I am overjoyed at the marriage equality victories in the past week.  As a native, expat Midwesterner, the Iowa decision carries a special place in my heart.  My fundamentalist family members will regularly visit an equality-minded state and hopefully contemplate what it means to treat same-sex couples with dignity and respect under the law.

 The DC and Vermont victories are similarly sweet:  they were achieved legislatively, taking the bite out of a key component of the anti-gay forces argument that we are usurping the democratic process by asking for legal equality.

 As a current Californian, though, I can't help but feel a little bittersweet.  The sting of Prop 8 still lingers.  Much has been written about what could and couldn't have helped us achieve victory at the polls in November.  While I think the No on 8 campaign had fundamental flaws, I tend to not want to play the blame game.  Mostly, I think California's ballot process is the leading culprit — it is FAR too easy to amend California's constitution, as Justice George pointed out in the Prop 8 oral argument recently.

That said, the recent action by Vermont's legislature reminds me of something that has occassionally kept me up at night since Prop 8 passed.  Was it the right time in California–given our easily-amendable Constitution–to bring a marriage case in court?   California's Legislature passed a marriage equality bill twice, only to be vetoed by Gov. Schwarzenegger twiceWould it not have been better to wait for a new Governor to push the issue again legislatively?  Yes, we certainly could have still faced a Prop-8 like amendment, but we would have been able to neutralize the argument that Judges were “imposing” their undemocratic values on the populace.

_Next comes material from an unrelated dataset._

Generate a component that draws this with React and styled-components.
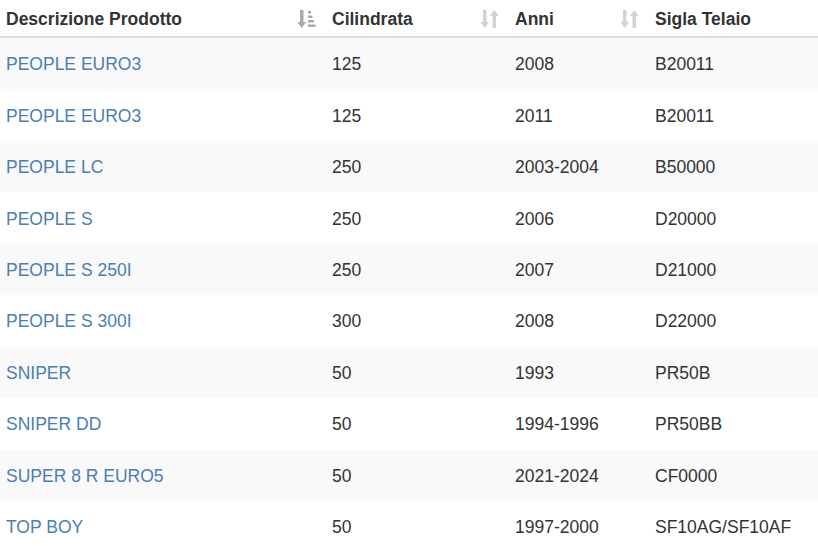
import React from "react";
import styled, { createGlobalStyle } from "styled-components";

const GlobalStyle = createGlobalStyle`
  html, body {
    margin: 0;
    padding: 0;
    background: #fff;
  }
  body {
    font-family: "Liberation Sans", Arial, sans-serif;
    font-size: 17.5px;
    color: #333;
  }
`;

const Table = styled.div`
  width: 818px;
  display: flex;
  flex-direction: column;
`;

const cols = "326px 183px 140px 1fr";

const HeadRow = styled.div`
  display: grid;
  grid-template-columns: ${cols};
  height: 36px;
  border-bottom: 2px solid #ddd;
`;

const HeadCell = styled.div`
  display: flex;
  align-items: center;
  justify-content: space-between;
  padding: 2px 10px 0 6px;
  font-weight: bold;
  color: #333;
`;

const Row = styled.div`
  display: grid;
  grid-template-columns: ${cols};
  height: 51.44px;
  background: ${(p) => (p.$striped ? "#f9f9f9" : "#fff")};
`;

const Cell = styled.div`
  display: flex;
  align-items: center;
  padding: 2px 6px 0;
  color: #333;
  white-space: nowrap;
`;

const Link = styled.a`
  color: #4a7fb2;
  text-decoration: none;
`;

const SortIcon = styled.svg`
  width: 19px;
  height: 20px;
  flex-shrink: 0;
`;

const SortBoth = () => (
  <SortIcon viewBox="0 0 19 20">
    <g fill="#d3d3d3">
      <rect x="3" y="1" width="3.5" height="13" />
      <polygon points="0.3,13 9.2,13 4.75,19" />
      <rect x="12.5" y="6" width="3.5" height="13" />
      <polygon points="9.8,7 18.7,7 14.25,1" />
    </g>
  </SortIcon>
);

const SortAttr = () => (
  <SortIcon viewBox="0 0 19 20">
    <g fill="#a9a9a9">
      <rect x="3" y="1" width="3.5" height="13" />
      <polygon points="0.3,13 9.2,13 4.75,19" />
      <rect x="11" y="2" width="3" height="2.5" />
      <rect x="11" y="6.5" width="4.5" height="2.5" />
      <rect x="11" y="11" width="6" height="2.5" />
      <rect x="11" y="15.5" width="7.5" height="2.5" />
    </g>
  </SortIcon>
);

const rows = [
  ["PEOPLE EURO3", "125", "2008", "B20011"],
  ["PEOPLE EURO3", "125", "2011", "B20011"],
  ["PEOPLE LC", "250", "2003-2004", "B50000"],
  ["PEOPLE S", "250", "2006", "D20000"],
  ["PEOPLE S 250I", "250", "2007", "D21000"],
  ["PEOPLE S 300I", "300", "2008", "D22000"],
  ["SNIPER", "50", "1993", "PR50B"],
  ["SNIPER DD", "50", "1994-1996", "PR50BB"],
  ["SUPER 8 R EURO5", "50", "2021-2024", "CF0000"],
  ["TOP BOY", "50", "1997-2000", "SF10AG/SF10AF"],
];

export default function App() {
  return (
    <>
      <GlobalStyle />
      <Table>
        <HeadRow>
          <HeadCell>
            Descrizione Prodotto
            <SortAttr />
          </HeadCell>
          <HeadCell>
            Cilindrata
            <SortBoth />
          </HeadCell>
          <HeadCell>
            Anni
            <SortBoth />
          </HeadCell>
          <HeadCell>Sigla Telaio</HeadCell>
        </HeadRow>
        {rows.map((r, i) => (
          <Row key={i} $striped={i % 2 === 0}>
            <Cell>
              <Link href="#">{r[0]}</Link>
            </Cell>
            <Cell>{r[1]}</Cell>
            <Cell>{r[2]}</Cell>
            <Cell>{r[3]}</Cell>
          </Row>
        ))}
      </Table>
    </>
  );
}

We will never know.  Gavin Newsom, for better or worse, pushed the issue in 2004 with his decision to marry couples in San Francisco.  That action paved the way for a lawsuit, whether LGBT litigators and strategists liked it or not.

But I do think it is worth noting, at least as a historical note, that California could have come out differently. . . if we had waited for a new Governor, or convinced Arnold to sign a legislatively-passed bill as a last, good act on his way out of the Governorship.

As it stands, we have a Constitution at odds with itself — a promise of equality, and a glaring, painful exception to that principle expressed by Prop 8.

What has happened with Prop 8 is in the past.  It is our responsibility to convince voters to undo the damage they have wrought.  

Ironically, Gavin Newsom is now running for Governor of California.  If elected, he certainly would sign a marriage bill.  Sadly, and perhaps because he put the cart before the horse in 2004, he will not get that opportunity unless and until Prop 8 is overturned. 

Civil rights never come easy and it is hard to know the right strategy to achieve these rights.  But in celebrating Vermont's tremendous victory today, I am an envious Californian.  And I think strategy has something to do with it.